--- start of RECORDS SHOWN ---

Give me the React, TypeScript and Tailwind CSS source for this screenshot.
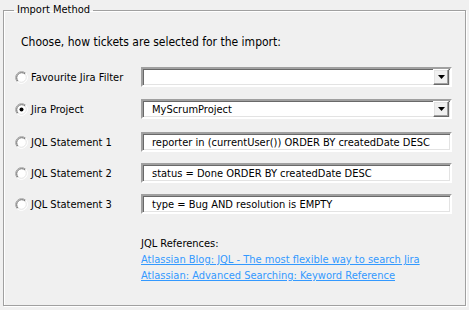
import React from 'react';

const font = { fontFamily: '"DejaVu Sans Condensed", "DejaVu Sans", Tahoma, sans-serif' };

const Radio = ({ checked }: { checked?: boolean }) => (
  <svg width="13" height="13" viewBox="0 0 13 13" className="shrink-0">
    <circle cx="6.5" cy="6.5" r="6" fill="#ffffff" />
    <path d="M2.26 10.74 A6 6 0 0 1 10.74 2.26" fill="none" stroke="#a0a0a0" strokeWidth="1" />
    <path d="M10.74 2.26 A6 6 0 0 1 2.26 10.74" fill="none" stroke="#ffffff" strokeWidth="1" />
    <path d="M2.97 10.03 A5 5 0 0 1 10.03 2.97" fill="none" stroke="#696969" strokeWidth="1" />
    <path d="M10.03 2.97 A5 5 0 0 1 2.97 10.03" fill="none" stroke="#e3e3e3" strokeWidth="1" />
    {checked && <circle cx="6.5" cy="6.5" r="2" fill="#000000" />}
  </svg>
);

const sunken =
  'h-[20px] w-[311px] border-2 border-t-[#a0a0a0] border-l-[#a0a0a0] border-b-white border-r-white bg-white shadow-[inset_1px_1px_0_#696969,inset_-1px_-1px_0_#e3e3e3]';

const ComboBox = ({ value }: { value?: string }) => (
  <div className={`${sunken} flex items-center`}>
    <span className="flex-1 pl-[9px] text-[11px] leading-none text-black truncate">{value}</span>
    <div className="mr-[1px] flex h-[16px] w-[16px] items-center justify-center border border-t-white border-l-white border-b-[#696969] border-r-[#696969] bg-[#f0f0f0] shadow-[inset_-1px_-1px_0_#a0a0a0,inset_1px_1px_0_#e3e3e3]">
      <svg width="7" height="4" viewBox="0 0 7 4">
        <path d="M0 0 H7 L3.5 4 Z" fill="#000000" />
      </svg>
    </div>
  </div>
);

const TextBox = ({ value }: { value: string }) => (
  <div className={`${sunken} flex items-center`}>
    <span className="pl-[9px] text-[11px] leading-none text-black whitespace-nowrap">{value}</span>
  </div>
);

type Row = { label: string; checked?: boolean; field: React.ReactNode; mt: string };

const rows: Row[] = [
  { label: 'Favourite Jira Filter', field: <ComboBox />, mt: 'mt-[17px]' },
  { label: 'Jira Project', checked: true, field: <ComboBox value="MyScrumProject" />, mt: 'mt-[12px]' },
  { label: 'JQL Statement 1', field: <TextBox value="reporter in (currentUser()) ORDER BY createdDate DESC" />, mt: 'mt-[13px]' },
  { label: 'JQL Statement 2', field: <TextBox value="status = Done ORDER BY createdDate DESC" />, mt: 'mt-[11px]' },
  { label: 'JQL Statement 3', field: <TextBox value="type = Bug AND resolution is EMPTY" />, mt: 'mt-[11px]' },
];

export default function App() {
  return (
    <div className="h-[310px] w-[469px] bg-[#f0f0f0] pt-[3px] pl-[3px] text-black" style={font}>
      <fieldset className="m-0 h-[303px] w-[463px] border border-[#a0a0a0] p-0 shadow-[1px_1px_0_#ffffff,inset_1px_1px_0_#ffffff]">
        <legend className="ml-[10px] px-[3px] text-[11px] leading-[14px]">Import Method</legend>
        <div className="pl-[17px] pt-[18px] text-[12px] leading-[15px] whitespace-nowrap">
          Choose, how tickets are selected for the import:
        </div>
        <div className="flex flex-col">
          {rows.map((r) => (
            <div key={r.label} className={`flex items-center ${r.mt}`}>
              <div className="flex w-[137px] items-center pl-[11px]">
                <Radio checked={r.checked} />
                <span className="ml-[3px] text-[11px] leading-none">{r.label}</span>
              </div>
              {r.field}
            </div>
          ))}
        </div>
        <div className="mt-[22px] flex flex-col items-start pl-[137px] text-[11px] leading-[16px] whitespace-nowrap">
          <span>JQL References:</span>
          <a href="#" className="text-[#3399ff] underline">
            Atlassian Blog: JQL - The most flexible way to search Jira
          </a>
          <a href="#" className="text-[#3399ff] underline">
            Atlassian: Advanced Searching: Keyword Reference
          </a>
        </div>
      </fieldset>
    </div>
  );
}
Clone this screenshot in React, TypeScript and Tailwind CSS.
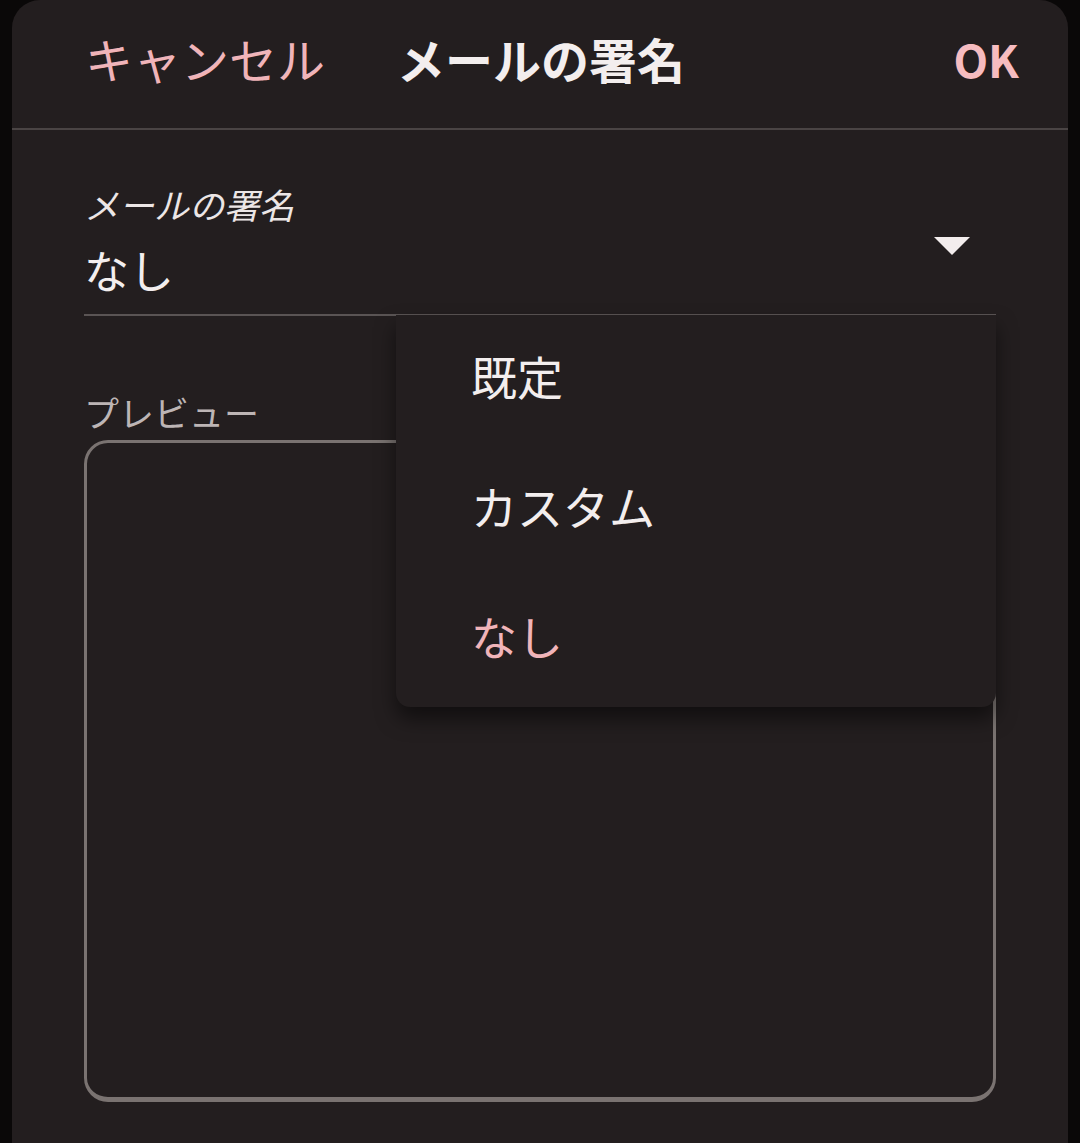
import React from 'react';

const jp = { fontFamily: '"Noto Sans CJK JP", "Noto Sans", sans-serif' };

const options = ['既定', 'カスタム', 'なし'];

export default function App() {
  const selected = 'なし';

  return (
    <div className="min-h-[1143px] w-[1080px] bg-[#0a0808] px-[12px]" style={jp}>
      <div className="relative min-h-[1143px] rounded-t-[28px] bg-[#231e1f]">
        {/* header */}
        <div className="flex h-[130px] items-center border-b-2 border-[#4a4444] pb-[12px] pl-[73px] pr-[49px]">
          <button className="text-[48px] leading-none text-[#f0b4b9]">キャンセル</button>
          <div className="ml-[72px] text-[48px] font-bold leading-none text-[#f3eeee]">メールの署名</div>
          <button className="ml-auto text-[45px] font-bold leading-none text-[#f6bcc0]">OK</button>
        </div>

        <div className="px-[72px]">
          {/* select field */}
          <div className="relative pt-[54px]">
            <div className="text-[35px] italic leading-[40px] text-[#ece6e6]">メールの署名</div>
            <div className="flex items-center border-b-2 border-[#5a5454] pb-[16px] pt-[18px]">
              <span className="text-[45px] leading-[56px] text-[#f3eeee]">{selected}</span>
              <svg className="ml-auto mr-[26px] -mt-[48px]" width="36" height="19" viewBox="0 0 36 19">
                <path d="M0 0 L36 0 L18 18 Z" fill="#f3eded" />
              </svg>
            </div>
          </div>

          {/* preview */}
          <div className="pt-[76px] text-[35px] leading-[40px] text-[#bdb5b5]">プレビュー</div>
          <div className="mt-[8px] h-[662px] rounded-[24px] border-[3px] border-b-[5px] border-[#7a7371]" />
        </div>

        {/* dropdown menu */}
        <div className="absolute left-[384px] top-[315px] w-[600px] rounded-b-[14px] bg-[#231e1f] pb-[2px] shadow-[0_12px_20px_rgba(0,0,0,0.5)]">
          {options.map((o) => (
            <div
              key={o}
              className={
                'flex h-[130px] items-center pb-[10px] pl-[75px] text-[46px] ' +
                (o === selected ? 'text-[#f0b4b9]' : 'text-[#f3eeee]')
              }
            >
              {o}
            </div>
          ))}
        </div>
      </div>
    </div>
  );
}
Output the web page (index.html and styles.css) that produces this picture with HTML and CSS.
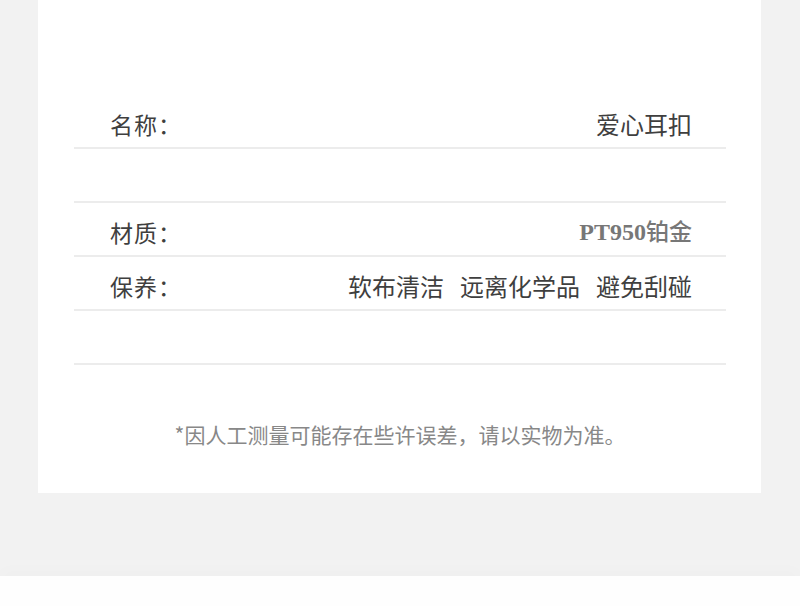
FILE: index.html
```html
<!DOCTYPE html>
<html lang="zh-CN">
<head>
    <meta charset="UTF-8">
    <meta name="viewport" content="width=device-width, initial-scale=1.0">
    <title>产品信息</title>
    <link rel="stylesheet" href="styles.css">
</head>
<body>
    <div class="page">
        <div class="info-card">
            <div class="info-row">
                <span class="label">名称：</span>
                <span class="value">爱心耳扣</span>
            </div>
            <div class="info-row empty"></div>
            <div class="info-row">
                <span class="label">材质：</span>
                <span class="value metal">PT950<span class="metal-cn">铂金</span></span>
            </div>
            <div class="info-row">
                <span class="label">保养：</span>
                <span class="value care">
                    <span>软布清洁</span>
                    <span>远离化学品</span>
                    <span>避免刮碰</span>
                </span>
            </div>
            <div class="info-row empty"></div>
            <p class="note">*因人工测量可能存在些许误差，请以实物为准。</p>
        </div>
        <div class="bottom-strip"></div>
    </div>
</body>
</html>
```

FILE: styles.css
```css
body {
    margin: 0;
    background-color: #f2f2f2;
    font-family: "Noto Sans CJK SC", "Noto Sans", sans-serif;
    color: #444;
}

.page {
    display: flex;
    flex-direction: column;
    height: 606px;
}

.info-card {
    background-color: #ffffff;
    margin: 0 39px 0 38px;
    height: 493px;
    padding: 95px 35px 0 36px;
    box-sizing: border-box;
}

.info-row {
    display: flex;
    justify-content: space-between;
    align-items: flex-end;
    height: 54px;
    padding: 0 34px 9px 36px;
    border-bottom: 2px solid #ececec;
    box-sizing: border-box;
}

.label,
.value {
    font-size: 23px;
    line-height: 28px;
    color: #3f3f3f;
}

.label {
    letter-spacing: 1px;
}

.value {
    font-size: 24px;
}

.care {
    display: flex;
    gap: 16px;
}

.metal {
    font-family: "Liberation Serif", "Noto Sans CJK SC", serif;
    font-weight: bold;
    color: #777;
}

.metal-cn {
    font-family: "Noto Sans CJK SC", sans-serif;
    font-weight: 500;
    font-size: 23px;
}

.note {
    margin: 55px 0 0;
    text-align: center;
    font-size: 21px;
    line-height: 28px;
    color: #888;
}

.bottom-strip {
    margin-top: auto;
    height: 30px;
    background-color: #fefefe;
    box-shadow: 0 -8px 14px rgba(0, 0, 0, 0.012);
}
```
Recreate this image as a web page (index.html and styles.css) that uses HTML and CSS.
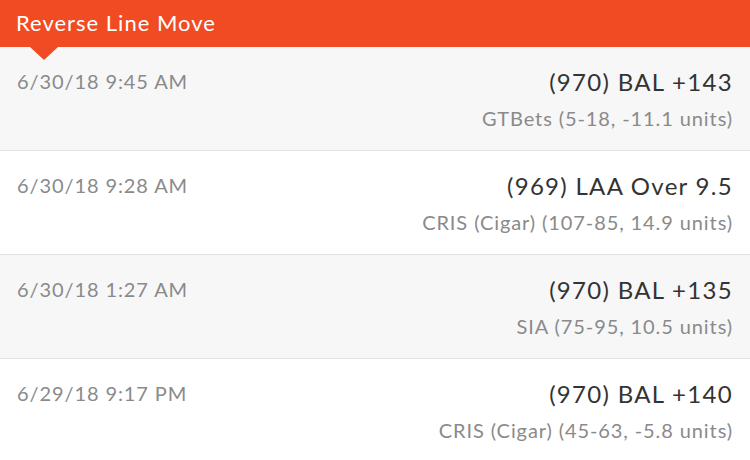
FILE: index.html
```html
<!DOCTYPE html>
<html lang="en">
<head>
    <meta charset="UTF-8">
    <meta name="viewport" content="width=device-width, initial-scale=1.0">
    <title>Reverse Line Move</title>
    <link rel="stylesheet" href="styles.css">
</head>
<body>
    <div class="header">Reverse Line Move</div>
    <ul class="moves">
        <li class="move">
            <span class="date">6/30/18 9:45 AM</span>
            <div class="pick">
                <span class="line">(970) BAL +143</span>
                <span class="book">GTBets (5-18, -11.1 units)</span>
            </div>
        </li>
        <li class="move">
            <span class="date">6/30/18 9:28 AM</span>
            <div class="pick">
                <span class="line">(969) LAA Over 9.5</span>
                <span class="book">CRIS (Cigar) (107-85, 14.9 units)</span>
            </div>
        </li>
        <li class="move">
            <span class="date">6/30/18 1:27 AM</span>
            <div class="pick">
                <span class="line">(970) BAL +135</span>
                <span class="book">SIA (75-95, 10.5 units)</span>
            </div>
        </li>
        <li class="move">
            <span class="date">6/29/18 9:17 PM</span>
            <div class="pick">
                <span class="line">(970) BAL +140</span>
                <span class="book">CRIS (Cigar) (45-63, -5.8 units)</span>
            </div>
        </li>
    </ul>
</body>
</html>
```

FILE: styles.css
```css
body {
    margin: 0;
    font-family: Lato, "Open Sans", sans-serif;
    background-color: white;
    overflow: hidden;
}
.header {
    position: relative;
    height: 47px;
    line-height: 45px;
    padding-left: 16px;
    background-color: #f04b23;
    color: white;
    font-size: 22px;
    letter-spacing: 1px;
}
/* little pointer under the title */
.header::after {
    content: "";
    position: absolute;
    left: 30px;
    top: 47px;
    border-left: 14px solid transparent;
    border-right: 14px solid transparent;
    border-top: 13px solid #f04b23;
}
.moves {
    list-style: none;
    margin: 0;
    padding: 0;
}
.move {
    display: flex;
    justify-content: space-between;
    height: 103px;
    padding: 0 17px 0 17px;
    border-bottom: 1px solid #e2e2e2;
}
.move:nth-child(odd) {
    background-color: #f7f7f7;
}
.date {
    padding-top: 22px;
    font-size: 20px;
    letter-spacing: 0.9px;
    color: #8a8a8a;
}
.pick {
    display: flex;
    flex-direction: column;
    align-items: flex-end;
    padding-top: 20px;
}
.line {
    font-size: 24px;
    letter-spacing: 1.3px;
    color: #333;
}
.book {
    margin-top: 10px;
    font-size: 20px;
    letter-spacing: 0.9px;
    color: #8a8a8a;
}
```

--- end of RECORDS SHOWN ---

# WHAT THE EXERCISE ASKS:
Report all lines of the data above that include the string "screenshot".

# RESULT FOR THIS TASK:
Give me the React, TypeScript and Tailwind CSS source for this screenshot.
Clone this screenshot in React, TypeScript and Tailwind CSS.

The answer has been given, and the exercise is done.